On the other hand, its serviceability is much diminished by the special opportunities it gives a few individuals. These opportunities do not amount in any case to a monopoly, but they do amount to a species of economic privilege which enable them to wring profits from the increasing American market disproportionate to the value of their economic services. What is still more unfortunate, however, is the equivocal position of these big corporations in respect to the laws under which they are organized, and in respect to the public authorities which are supposed to control them. Many of the large railway and industrial corporations have reached their present size partly by an evasion or a defiance of the law. Their organizers took advantage of the American system of local self-government and the American disposition to reduce the functions of the Federal government to a minimum—they took advantage of these legal conditions and political ideas to organize an industrial machinery which cannot be effectively reached by local statutes and officials. The favorable corporation laws of some states have been used as a means of preying upon the whole country; and the unfavorable corporation laws of other states have been practically nullified. The big corporations have proved to be too big and powerful for the laws and officials to which the American political system has subjected them; and their equivocal legal position has resulted in the corruption of American public life and in the serious deterioration of our system of local government.

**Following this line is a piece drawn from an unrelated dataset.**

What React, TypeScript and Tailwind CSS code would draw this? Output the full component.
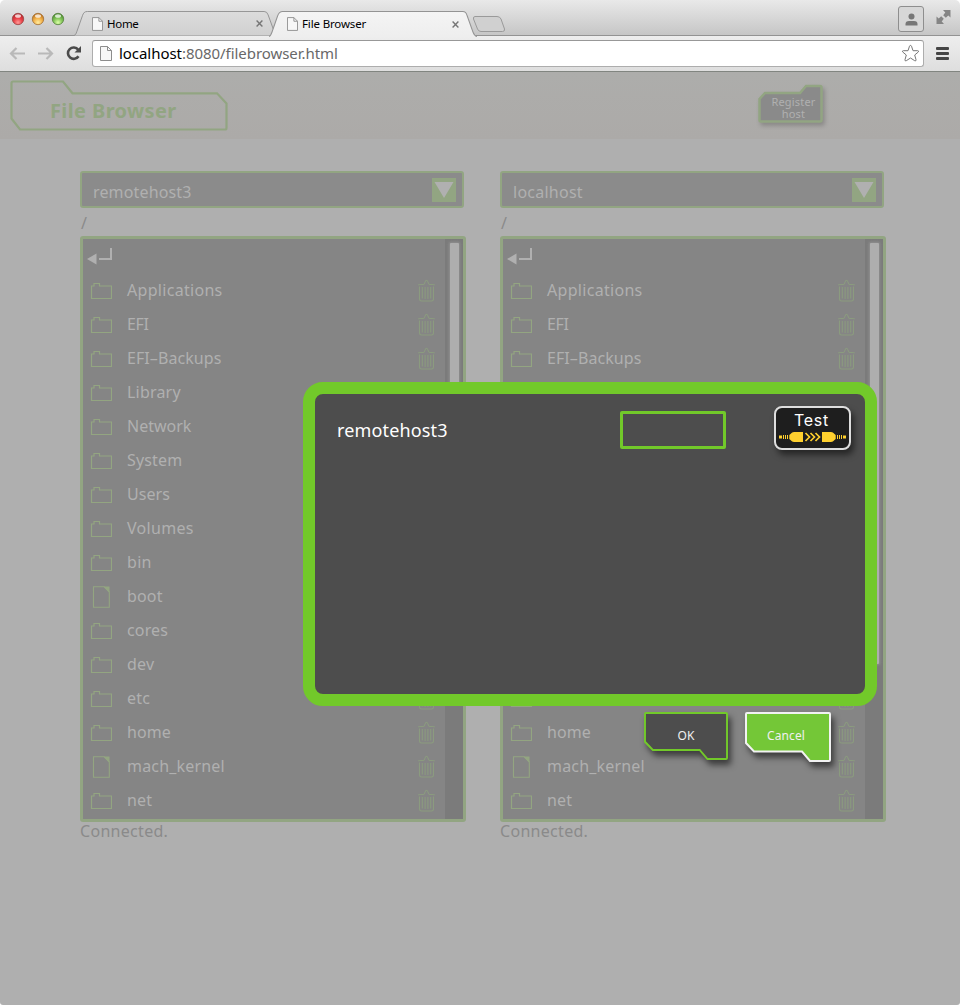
import React from "react";

type Entry = { name: string; kind: "dir" | "file"; tracking: string };

const entries: Entry[] = [
  { name: "Applications", kind: "dir", tracking: "tracking-[0.3px]" },
  { name: "EFI", kind: "dir", tracking: "tracking-[-0.3px]" },
  { name: "EFI–Backups", kind: "dir", tracking: "tracking-[0.08px]" },
  { name: "Library", kind: "dir", tracking: "tracking-[0.2px]" },
  { name: "Network", kind: "dir", tracking: "tracking-[0px]" },
  { name: "System", kind: "dir", tracking: "tracking-[0.15px]" },
  { name: "Users", kind: "dir", tracking: "tracking-[0.05px]" },
  { name: "Volumes", kind: "dir", tracking: "tracking-[0.3px]" },
  { name: "bin", kind: "dir", tracking: "tracking-[0.3px]" },
  { name: "boot", kind: "file", tracking: "tracking-[0.15px]" },
  { name: "cores", kind: "dir", tracking: "tracking-[0.15px]" },
  { name: "dev", kind: "dir", tracking: "tracking-[0.2px]" },
  { name: "etc", kind: "dir", tracking: "tracking-[0.2px]" },
  { name: "home", kind: "dir", tracking: "tracking-[0.05px]" },
  { name: "mach_kernel", kind: "file", tracking: "tracking-[0.18px]" },
  { name: "net", kind: "dir", tracking: "tracking-[0.2px]" },
];

function PageIcon({ className }: { className: string }) {
  return (
    <svg className={className} viewBox="0 0 12 15" fill="none">
      <path d="M.5 .5H7.5L11.5 4.5V14.5H.5Z" fill="#f7f7f7" stroke="#8d8d8d" />
      <path d="M7.5 .5V4.5H11.5" stroke="#8d8d8d" />
    </svg>
  );
}

function CloseIcon() {
  return (
    <svg className="h-[7px] w-[7px]" viewBox="0 0 7 7">
      <path d="M.6 .6L6.4 6.4M6.4 .6L.6 6.4" stroke="#757575" strokeWidth="1.4" />
    </svg>
  );
}

function FolderIcon() {
  return (
    <svg className="mt-[2px] h-[18px] w-[22px]" viewBox="0 0 22 18" fill="none">
      <path d="M1.500 4H4V1.500H9.500V4H21.500V16.500H1.500Z" stroke="#93a581" strokeWidth="1.2" />
    </svg>
  );
}

function FileIcon() {
  return (
    <svg className="mt-[2px] h-[22px] w-[18px]" viewBox="0 0 18 22" fill="none">
      <path d="M1.500 .7H12L17.300 6V21.300H1.500Z" stroke="#93a581" strokeWidth="1.1" />
      <path d="M11.500 .5H17.500V6.500Z" fill="#93a581" />
    </svg>
  );
}

function TrashIcon() {
  return (
    <svg className="mt-[1px] h-[23px] w-[18px]" viewBox="0 0 18 23" fill="none" stroke="#8b9b7f" strokeWidth="1.1">
      <path d="M1.300 6.200C1.300 5.500 2 5.500 3.500 5.500H6.500C8.300 5.500 7.500 1.200 9.500 1.200S10.700 5.500 12.500 5.500H15.500C17 5.500 17.700 5.500 17.700 6.200" />
      <path d="M2.500 7.500V19.800Q2.500 22 4.500 22H14.500Q16.500 22 16.500 19.800V7.500" />
      <path d="M5.300 8V19.500M8.100 8V20M10.900 8V20M13.700 8V19.500" />
    </svg>
  );
}

function ChromeTab({ title, active, box, label }: { title: string; active?: boolean; box: string; label: string }) {
  return (
    <div className={"relative flex items-center " + box}>
      <svg className="absolute inset-0 h-full w-full" viewBox="0 0 206 26" preserveAspectRatio="none" fill="none">
        <defs>
          <linearGradient id={active ? "tab-on" : "tab-off"} x1="0" y1="0" x2="0" y2="1">
            <stop offset="0" stopColor={active ? "#f4f4f4" : "#dcdcdc"} />
            <stop offset="1" stopColor={active ? "#eeeeee" : "#d0d0d0"} />
          </linearGradient>
        </defs>
        <path
          d="M0 25.500C1.500 25 2 24 3 21L8.500 5C9.500 2 10.500 .5 13.500 .5H192Q195 .5 196 4L202 21C203 24 204 25 206 25.500"
          fill={active ? "url(#tab-on)" : "url(#tab-off)"}
          stroke="#939393"
        />
        {active && <path d="M2 25.500H204" stroke="#eeeeee" strokeWidth="1.500" />}
      </svg>
      <PageIcon className="relative h-[14px] w-[11px]" />
      <span className={"relative ml-[4px] whitespace-nowrap text-[11.5px] leading-none text-black " + label}>{title}</span>
      <span className="relative ml-auto">
        <CloseIcon />
      </span>
    </div>
  );
}

function BrowserChrome() {
  return (
    <>
      <div className="flex h-[36px] items-start rounded-t-[5px] border-b border-[#939393] bg-gradient-to-b from-[#e9e9e9] to-[#c6c6c6]">
        <svg className="mt-[12px] ml-[11px] h-[14px] w-[54px]" viewBox="0 0 54 14">
          <defs>
            <radialGradient id="red" cx=".5" cy=".8" r=".75">
              <stop offset="0" stopColor="#ff9a98" />
              <stop offset=".5" stopColor="#ea4248" />
              <stop offset="1" stopColor="#b3262b" />
            </radialGradient>
            <radialGradient id="amber" cx=".5" cy=".8" r=".75">
              <stop offset="0" stopColor="#ffeca0" />
              <stop offset=".5" stopColor="#f4b44c" />
              <stop offset="1" stopColor="#b9701d" />
            </radialGradient>
            <radialGradient id="green" cx=".5" cy=".8" r=".75">
              <stop offset="0" stopColor="#dcffa6" />
              <stop offset=".5" stopColor="#84c65a" />
              <stop offset="1" stopColor="#4b8b2f" />
            </radialGradient>
          </defs>
          <circle cx="7" cy="7" r="5.700" fill="url(#red)" stroke="#9b4444" strokeWidth=".8" />
          <circle cx="27" cy="7" r="5.700" fill="url(#amber)" stroke="#a37035" strokeWidth=".8" />
          <circle cx="47" cy="7" r="5.700" fill="url(#green)" stroke="#56803f" strokeWidth=".8" />
          <ellipse cx="7" cy="4" rx="3" ry="1.800" fill="#fff" opacity=".75" />
          <ellipse cx="27" cy="4" rx="3" ry="1.800" fill="#fff" opacity=".75" />
          <ellipse cx="47" cy="4" rx="3" ry="1.800" fill="#fff" opacity=".75" />
        </svg>
        <ChromeTab title="Home" box="mt-[11px] ml-[9px] h-[25px] w-[204px] pr-[15px] pl-[18px]" label="tracking-[-0.3px]" />
        <ChromeTab title="File Browser" active box="z-10 mt-[11px] -ml-[9px] h-[26px] w-[208px] pr-[18px] pl-[18px]" label="tracking-[-0.15px]" />
        <svg className="mt-[16px] -ml-[5px] h-[17px] w-[34px]" viewBox="0 0 34 17">
          <path d="M3 .5H25Q28 .5 29 3L32.500 13Q33 15.500 30.500 15.500H9Q6.500 15.500 5.500 13L1.500 3Q1 .5 3 .5Z" fill="#d0d0d0" stroke="#9a9a9a" />
        </svg>
        <div className="mt-[6px] ml-auto flex h-[26px] w-[26px] items-center justify-center rounded-[3px] border border-[#8e8e8e] bg-[#d7d7d7]">
          <svg className="h-[13px] w-[13px]" viewBox="0 0 13 13" fill="#777">
            <circle cx="6.500" cy="3.500" r="3" />
            <path d="M.5 12.500V11Q.5 8.200 4 8H9Q12.500 8.200 12.500 11V12.500Z" />
          </svg>
        </div>
        <svg className="mt-[9px] mr-[9px] ml-[12px] h-[16px] w-[15px]" viewBox="0 0 15 16" fill="#858585">
          <path d="M7 1H14.500V8.500L12.300 6.500L9.800 8.800L7.200 6.200L9.300 3.500Z" />
          <path d="M.5 7.500L2.700 9.500L5.200 7.200L7.800 9.800L5.700 12.500L8 15H.5Z" />
        </svg>
      </div>
      <div className="flex h-[36px] items-center border-b border-[#818580] bg-gradient-to-b from-[#eeeeee] to-[#dedede]">
        <svg className="ml-[9px] h-[20px] w-[76px]" viewBox="0 0 76 20" fill="none">
          <path d="M16 9.500H2M7.500 4L2 9.500L7.500 15" stroke="#b9b9b9" strokeWidth="2.200" />
          <path d="M29 9.500H43M37.500 4L43 9.500L37.500 15" stroke="#b9b9b9" strokeWidth="2.200" />
          <path d="M69.200 5.700A5.700 5.700 0 1 0 69.500 12.200" stroke="#4b4b4b" strokeWidth="2.600" />
          <path d="M72 2V8.500H65.500Z" fill="#4b4b4b" />
        </svg>
        <div className="ml-[7px] flex h-[27px] w-[832px] items-center rounded-[3px] border border-[#adadad] border-t-[#989898] bg-white pr-[3px] pl-[7px]">
          <PageIcon className="h-[15px] w-[12px]" />
          <span className="ml-[7px] text-[15px] leading-none tracking-[-0.05px] whitespace-nowrap text-[#686868]">
            <span className="text-black">localhost</span>:8080/filebrowser.html
          </span>
          <svg className="ml-auto h-[19px] w-[19px]" viewBox="0 0 19 19" fill="none">
            <path
              d="M9.500 1.400Q10.200 1.400 10.500 2.200L12 6.700H16.700Q18.400 7 17.200 8.100L13.700 11L15 15.700Q15.200 17.500 13.700 16.700L9.500 14L5.300 16.700Q3.800 17.500 4 15.700L5.300 11L1.800 8.100Q.6 7 2.300 6.700H7L8.500 2.200Q8.800 1.400 9.500 1.400Z"
              stroke="#777"
            />
          </svg>
        </div>
        <svg className="ml-[12px] h-[14px] w-[13px]" viewBox="0 0 13 14" fill="#454545">
          <rect y="0" width="13" height="3" rx="1" />
          <rect y="5" width="13" height="3" rx="1" />
          <rect y="10" width="13" height="3" rx="1" />
        </svg>
      </div>
    </>
  );
}

function Pane({ host, tracking }: { host: string; tracking: string }) {
  return (
    <section className="w-[386px]">
      <div className="flex h-[37px] w-[384px] items-center justify-between rounded-[3px] border-2 border-[#92a582] bg-[#8b8b8b] pr-[6px] pl-[11px]">
        <span className={"mt-[4px] text-[16px] leading-none text-[#b0b0b0] " + tracking}>{host}</span>
        <span className="flex h-[24px] w-[24px] items-center justify-center bg-[#92a582]">
          <svg className="h-[16px] w-[20px]" viewBox="0 0 20 16">
            <path d="M.5 0H19.500L10 16Z" fill="#b0b0b0" />
          </svg>
        </span>
      </div>
      <div className="flex h-[28px] items-center pl-[1px] text-[16px] leading-none text-[#8a8a8a]">
        <span className="mt-[1px]">/</span>
      </div>
      <div className="flex h-[586px] overflow-hidden rounded-[3px] border-[3px] border-[#92a582] bg-[#858585]">
        <ul className="w-[362px]">
          <li className="flex h-[34px] items-center pl-[4px]">
            <svg className="h-[18px] w-[26px]" viewBox="0 0 26 18" fill="#b0b0b0">
              <path d="M0 12L9.500 6.500V17.500Z" />
              <path d="M12 11H23V1H25V13H12Z" />
            </svg>
          </li>
          {entries.map((e) => (
            <li key={e.name} className="flex h-[34px] items-center">
              <span className="flex w-[36px] justify-center">{e.kind === "dir" ? <FolderIcon /> : <FileIcon />}</span>
              <span className={"ml-[8px] text-[16px] leading-none text-[#b0b0b0] " + e.tracking}>{e.name}</span>
              <span className="mr-[10px] ml-auto">
                <TrashIcon />
              </span>
            </li>
          ))}
        </ul>
        <div className="w-[18px] bg-[#7b7b7b] pt-[4px]">
          <div className="ml-[5px] h-[421px] w-[9px] rounded-[1px] bg-[#aeaeae] shadow-[0_0_3px_1px_#929292]" />
        </div>
      </div>
      <p className="mt-[1px] text-[16px] leading-none tracking-[0.3px] text-[#8a8a8a]">Connected.</p>
    </section>
  );
}

function TestButton() {
  return (
    <button className="flex h-[44px] w-[77px] flex-col items-center rounded-[8px] border-2 border-[#dedede] bg-[#1e1e1e] shadow-[3px_5px_6px_rgba(0,0,0,0.5)]">
      <span className="mt-[4px] mr-[2px] font-['Inter',sans-serif] text-[16px] leading-none tracking-[0.7px] text-white">Test</span>
      <svg className="mt-[3px] h-[12px] w-[67px]" viewBox="0 0 67 12" fill="#ffd02e">
        <path d="M0 4.500H3V7.500H0ZM4 4H5V8H4ZM6 4H7V8H6ZM8 4H9V8H8ZM24 1V11H15Q13 11 11.500 9L10.300 8V4L11.500 3Q13 1 15 1Z" />
        <path d="M26.500 2L30.500 6L26.500 10M31.500 2L35.500 6L31.500 10M36.500 2L40.500 6L36.500 10" fill="none" stroke="#ffd02e" strokeWidth="1.700" />
        <path d="M43 1H52Q54 1 55.500 3L56.700 4V8L55.500 9Q54 11 52 11H43ZM58 4H59V8H58ZM60 4H61V8H60ZM62 4H63V8H62ZM64 4.500H67V7.500H64Z" />
      </svg>
    </button>
  );
}

function ShapedButton({ label, primary, className }: { label: string; primary?: boolean; className: string }) {
  return (
    <button className={"relative flex justify-center " + className}>
      <svg className="absolute inset-0 h-full w-full overflow-visible drop-shadow-[3px_5px_3px_rgba(0,0,0,0.55)]" viewBox="0 0 86 50" preserveAspectRatio="none">
        <path
          d="M2 1H84Q85 1 85 2V48Q85 49 84 49H65L57 39.500H9L1 31V2Q1 1 2 1Z"
          fill={primary ? "#74c737" : "#4d4d4d"}
          stroke={primary ? "#f2f2f2" : "#72c92a"}
          strokeWidth="2"
        />
      </svg>
      <span className={"relative mt-[18px] text-[12px] leading-none text-[#f0f0f0] " + (primary ? "mr-[4px] tracking-[0.1px]" : "")}>{label}</span>
    </button>
  );
}

export default function App() {
  return (
    <div className="relative flex h-[1005px] w-[960px] flex-col overflow-hidden bg-white font-['Noto_Sans',sans-serif]">
      <BrowserChrome />
      <main className="flex-1 rounded-b-[3px] bg-[#afafaf]">
        <header className="flex h-[67px] items-start bg-gradient-to-b from-[#adadab] to-[#acaaa8]">
          <div className="relative mt-[8px] ml-[10px] h-[51px] w-[218px]">
            <svg className="absolute inset-0" width="218" height="51" viewBox="0 0 218 51" fill="none">
              <path
                d="M3 1.500H53L62.500 13.300H207L216.500 23.500V48Q216.500 49.500 215 49.500H10L1.500 38.500V3Q1.500 1.500 3 1.500Z"
                stroke="#92a582"
                strokeWidth="2.200"
              />
            </svg>
            <h1 className="relative mt-[21px] ml-[40px] text-[20px] leading-none font-bold tracking-[0.38px] whitespace-nowrap text-[#92a582]">File Browser</h1>
          </div>
          <button className="relative mt-[12px] ml-[530px] flex h-[40px] w-[66px] justify-center">
            <svg className="absolute inset-0 drop-shadow-[2px_3px_2px_rgba(0,0,0,0.2)]" width="66" height="40" viewBox="0 0 66 40">
              <path d="M7 9H42L48 2H62Q63.500 2 63.500 3.500V36Q63.500 37.500 62 37.500H3Q1.500 37.500 1.500 36V15Z" fill="#8a8a8a" stroke="#92a582" strokeWidth="2.500" />
            </svg>
            <span className="relative mt-[12px] ml-[5px] flex flex-col items-center gap-px text-[11px] leading-[11px] tracking-[0.2px] text-[#b0b0b0]">
              <span>Register</span>
              <span>host</span>
            </span>
          </button>
        </header>
        <div className="mt-[32px] ml-[80px] flex gap-[34px]">
          <Pane host="remotehost3" tracking="tracking-[0.15px]" />
          <Pane host="localhost" tracking="tracking-[0.25px]" />
        </div>
      </main>

      <div className="absolute top-[382px] left-[303px] w-[574px]">
        <div className="flex h-[324px] items-start rounded-[20px] border-[12px] border-[#72c92a] bg-[#4d4d4d]">
          <span className="mt-[27px] ml-[22px] w-[283px] text-[18px] leading-none tracking-[0.15px] text-white">remotehost3</span>
          <input className="mt-[17px] h-[38px] w-[106px] rounded-[2px] border-[3px] border-[#72c92a] bg-transparent" />
          <div className="mt-[12px] ml-[48px]">
            <TestButton />
          </div>
        </div>
        <div className="mt-[6px] flex items-start pl-[341px]">
          <ShapedButton label="OK" className="h-[48px] w-[84px]" />
          <ShapedButton label="Cancel" primary className="ml-[17px] h-[50px] w-[86px]" />
        </div>
      </div>
    </div>
  );
}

The net result of the industrial expansion of the United States since the Civil War has been the establishment in the heart of the American economic and social system of certain glaring inequalities of condition and power. The greater American railroad and industrial corporations control resources and conduct operations on a scale unprecedented in the economic history of the world. The great American industrial leaders have accumulated fortunes for which there is also no precedent on the part of men who exercise no official political power. These inequalities are the result of the organization of American industry on almost a national scale,—an organization which was brought about as a means of escape from the intolerable evils of unregulated competition. Every aspect of American business methods has helped to make them inevitable, and the responsibility for them must be distributed over the whole business and social fabric. But in spite of the fact that they have originated as the inevitable result of American business methods and political ideas and institutions, they constitute a serious problem for a democracy to face; and this problem has many different aspects. Its most serious aspect is constituted by the sheer size of the resulting inequalities. The rich men and the big corporations have become too wealthy and powerful for their official standing in American life. They have not obeyed the laws. They have attempted to control the official makers, administrators, and expounders of the law. They have done little to allay and much to excite the resentment and suspicion. In short, while their work has been constructive from an economic and industrial standpoint, it has made for political corruption and social disintegration. Children, as they are, of the traditional American individualistic institutions, ideas, and practices, they have turned on their parents and dealt them an ugly wound. Either these economic monsters will destroy the system of ideas, institutions, and practices out of which they have issued or else be destroyed by them.